* Source excerpt
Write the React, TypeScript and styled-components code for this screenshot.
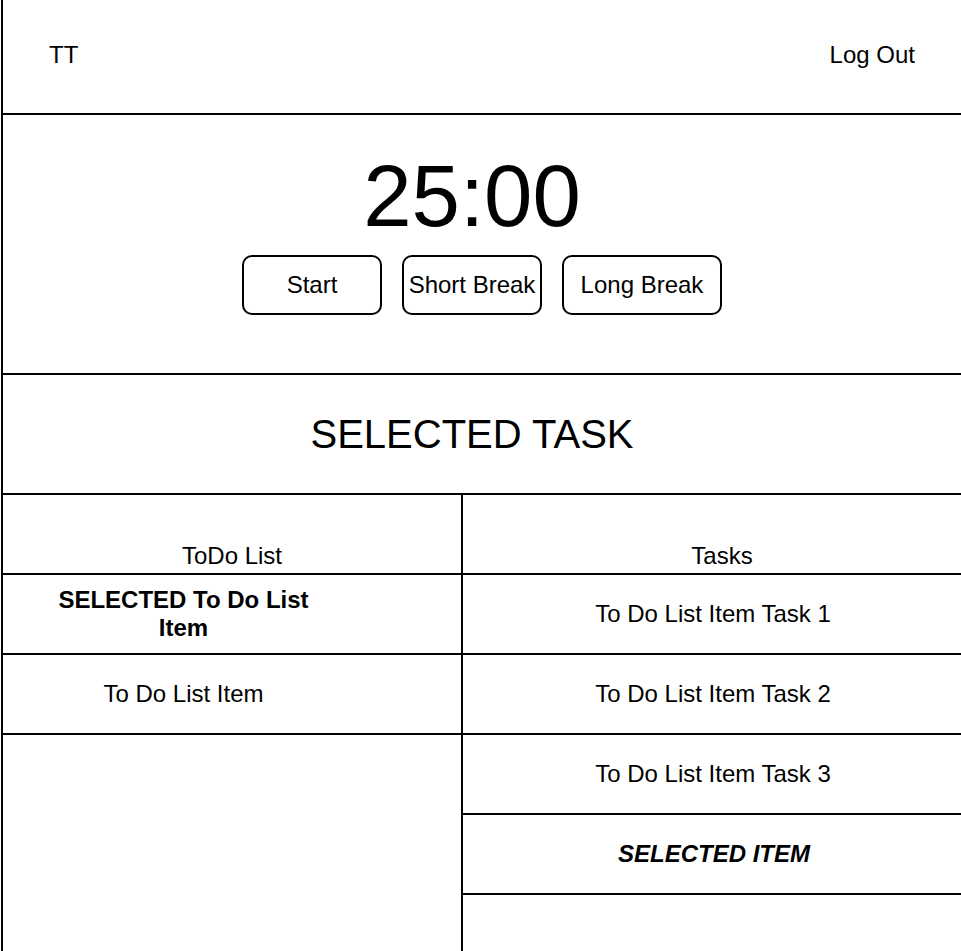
import React from 'react';
import styled, { createGlobalStyle } from 'styled-components';

const GlobalStyle = createGlobalStyle`
  html, body {
    margin: 0;
    padding: 0;
    background: #fff;
  }

  body {
    font-family: 'Liberation Sans', Arial, Helvetica, sans-serif;
    color: #000;
  }

  * {
    box-sizing: border-box;
  }
`;

const Page = styled.div`
  display: flex;
  flex-direction: column;
  min-height: 100vh;
  margin-left: 1px;
  border-left: 2px solid #000;
`;

const Header = styled.header`
  display: flex;
  align-items: center;
  justify-content: space-between;
  height: 115px;
  padding: 0 46px 3px 46px;
  border-bottom: 2px solid #000;
  font-size: 24px;
`;

const TimerSection = styled.section`
  display: flex;
  flex-direction: column;
  align-items: center;
  height: 260px;
  padding-top: 37px;
  border-bottom: 2px solid #000;
`;

const Clock = styled.div`
  padding-right: 20px;
  font-size: 87px;
  line-height: 1;
`;

const Controls = styled.div`
  display: flex;
  gap: 20px;
  margin-top: 16px;
`;

const ModeButton = styled.button<{ $width: number }>`
  width: ${(p) => p.$width}px;
  height: 60px;
  padding: 0;
  border: 2px solid #000;
  border-radius: 10px;
  background: #fff;
  color: #000;
  font-family: inherit;
  font-size: 24px;
  cursor: pointer;
`;

const TaskBanner = styled.section`
  display: flex;
  align-items: center;
  justify-content: center;
  height: 120px;
  padding-right: 20px;
  border-bottom: 2px solid #000;
  font-size: 40px;
`;

const Lists = styled.div`
  flex: 1;
  display: grid;
  grid-template-columns: 460px 1fr;
`;

const Column = styled.div<{ $divider?: boolean }>`
  display: flex;
  flex-direction: column;
  border-right: ${(p) => (p.$divider ? '2px solid #000' : 'none')};
`;

const ColumnTitle = styled.div<{ $shift?: number }>`
  display: flex;
  align-items: flex-end;
  justify-content: center;
  height: 80px;
  padding: 0 0 4px ${(p) => p.$shift ?? 0}px;
  border-bottom: 2px solid #000;
  font-size: 24px;
  line-height: 27px;
`;

const Row = styled.div<{ $inset?: number; $shift?: number }>`
  display: flex;
  align-items: center;
  justify-content: center;
  height: 80px;
  padding: 0 ${(p) => p.$inset ?? 0}px 0 ${(p) => p.$shift ?? 0}px;
  border-bottom: 2px solid #000;
  font-size: 24px;
`;

const Label = styled.span<{ $selected?: boolean; $italic?: boolean }>`
  max-width: 280px;
  text-align: center;
  line-height: 28px;
  font-weight: ${(p) => (p.$selected ? 700 : 400)};
  font-style: ${(p) => (p.$italic ? 'italic' : 'normal')};
`;

const todoItems = [
  { name: 'SELECTED To Do List Item', selected: true },
  { name: 'To Do List Item', selected: false },
];

const tasks = [
  { name: 'To Do List Item Task 1', selected: false },
  { name: 'To Do List Item Task 2', selected: false },
  { name: 'To Do List Item Task 3', selected: false },
  { name: 'SELECTED ITEM', selected: true },
];

export default function App() {
  return (
    <>
      <GlobalStyle />
      <Page>
        <Header>
          <span>TT</span>
          <span>Log Out</span>
        </Header>

        <TimerSection>
          <Clock>25:00</Clock>
          <Controls>
            <ModeButton $width={140}>Start</ModeButton>
            <ModeButton $width={140}>Short Break</ModeButton>
            <ModeButton $width={160}>Long Break</ModeButton>
          </Controls>
        </TimerSection>

        <TaskBanner>SELECTED TASK</TaskBanner>

        <Lists>
          <Column $divider>
            <ColumnTitle>ToDo List</ColumnTitle>
            {todoItems.map((item) => (
              <Row key={item.name} $inset={97}>
                <Label $selected={item.selected}>{item.name}</Label>
              </Row>
            ))}
          </Column>
          <Column>
            <ColumnTitle $shift={20}>Tasks</ColumnTitle>
            {tasks.map((task) => (
              <Row key={task.name} $shift={task.selected ? 4 : 2}>
                <Label $selected={task.selected} $italic={task.selected}>
                  {task.name}
                </Label>
              </Row>
            ))}
          </Column>
        </Lists>
      </Page>
    </>
  );
}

* Task details
Restate the data above exactly, stripping out each image.

* Finished exercise
Write the React, TypeScript and styled-components code for this screenshot.
import React from 'react';
import styled, { createGlobalStyle } from 'styled-components';

const GlobalStyle = createGlobalStyle`
  html, body {
    margin: 0;
    padding: 0;
    background: #fff;
  }

  body {
    font-family: 'Liberation Sans', Arial, Helvetica, sans-serif;
    color: #000;
  }

  * {
    box-sizing: border-box;
  }
`;

const Page = styled.div`
  display: flex;
  flex-direction: column;
  min-height: 100vh;
  margin-left: 1px;
  border-left: 2px solid #000;
`;

const Header = styled.header`
  display: flex;
  align-items: center;
  justify-content: space-between;
  height: 115px;
  padding: 0 46px 3px 46px;
  border-bottom: 2px solid #000;
  font-size: 24px;
`;

const TimerSection = styled.section`
  display: flex;
  flex-direction: column;
  align-items: center;
  height: 260px;
  padding-top: 37px;
  border-bottom: 2px solid #000;
`;

const Clock = styled.div`
  padding-right: 20px;
  font-size: 87px;
  line-height: 1;
`;

const Controls = styled.div`
  display: flex;
  gap: 20px;
  margin-top: 16px;
`;

const ModeButton = styled.button<{ $width: number }>`
  width: ${(p) => p.$width}px;
  height: 60px;
  padding: 0;
  border: 2px solid #000;
  border-radius: 10px;
  background: #fff;
  color: #000;
  font-family: inherit;
  font-size: 24px;
  cursor: pointer;
`;

const TaskBanner = styled.section`
  display: flex;
  align-items: center;
  justify-content: center;
  height: 120px;
  padding-right: 20px;
  border-bottom: 2px solid #000;
  font-size: 40px;
`;

const Lists = styled.div`
  flex: 1;
  display: grid;
  grid-template-columns: 460px 1fr;
`;

const Column = styled.div<{ $divider?: boolean }>`
  display: flex;
  flex-direction: column;
  border-right: ${(p) => (p.$divider ? '2px solid #000' : 'none')};
`;

const ColumnTitle = styled.div<{ $shift?: number }>`
  display: flex;
  align-items: flex-end;
  justify-content: center;
  height: 80px;
  padding: 0 0 4px ${(p) => p.$shift ?? 0}px;
  border-bottom: 2px solid #000;
  font-size: 24px;
  line-height: 27px;
`;

const Row = styled.div<{ $inset?: number; $shift?: number }>`
  display: flex;
  align-items: center;
  justify-content: center;
  height: 80px;
  padding: 0 ${(p) => p.$inset ?? 0}px 0 ${(p) => p.$shift ?? 0}px;
  border-bottom: 2px solid #000;
  font-size: 24px;
`;

const Label = styled.span<{ $selected?: boolean; $italic?: boolean }>`
  max-width: 280px;
  text-align: center;
  line-height: 28px;
  font-weight: ${(p) => (p.$selected ? 700 : 400)};
  font-style: ${(p) => (p.$italic ? 'italic' : 'normal')};
`;

const todoItems = [
  { name: 'SELECTED To Do List Item', selected: true },
  { name: 'To Do List Item', selected: false },
];

const tasks = [
  { name: 'To Do List Item Task 1', selected: false },
  { name: 'To Do List Item Task 2', selected: false },
  { name: 'To Do List Item Task 3', selected: false },
  { name: 'SELECTED ITEM', selected: true },
];

export default function App() {
  return (
    <>
      <GlobalStyle />
      <Page>
        <Header>
          <span>TT</span>
          <span>Log Out</span>
        </Header>

        <TimerSection>
          <Clock>25:00</Clock>
          <Controls>
            <ModeButton $width={140}>Start</ModeButton>
            <ModeButton $width={140}>Short Break</ModeButton>
            <ModeButton $width={160}>Long Break</ModeButton>
          </Controls>
        </TimerSection>

        <TaskBanner>SELECTED TASK</TaskBanner>

        <Lists>
          <Column $divider>
            <ColumnTitle>ToDo List</ColumnTitle>
            {todoItems.map((item) => (
              <Row key={item.name} $inset={97}>
                <Label $selected={item.selected}>{item.name}</Label>
              </Row>
            ))}
          </Column>
          <Column>
            <ColumnTitle $shift={20}>Tasks</ColumnTitle>
            {tasks.map((task) => (
              <Row key={task.name} $shift={task.selected ? 4 : 2}>
                <Label $selected={task.selected} $italic={task.selected}>
                  {task.name}
                </Label>
              </Row>
            ))}
          </Column>
        </Lists>
      </Page>
    </>
  );
}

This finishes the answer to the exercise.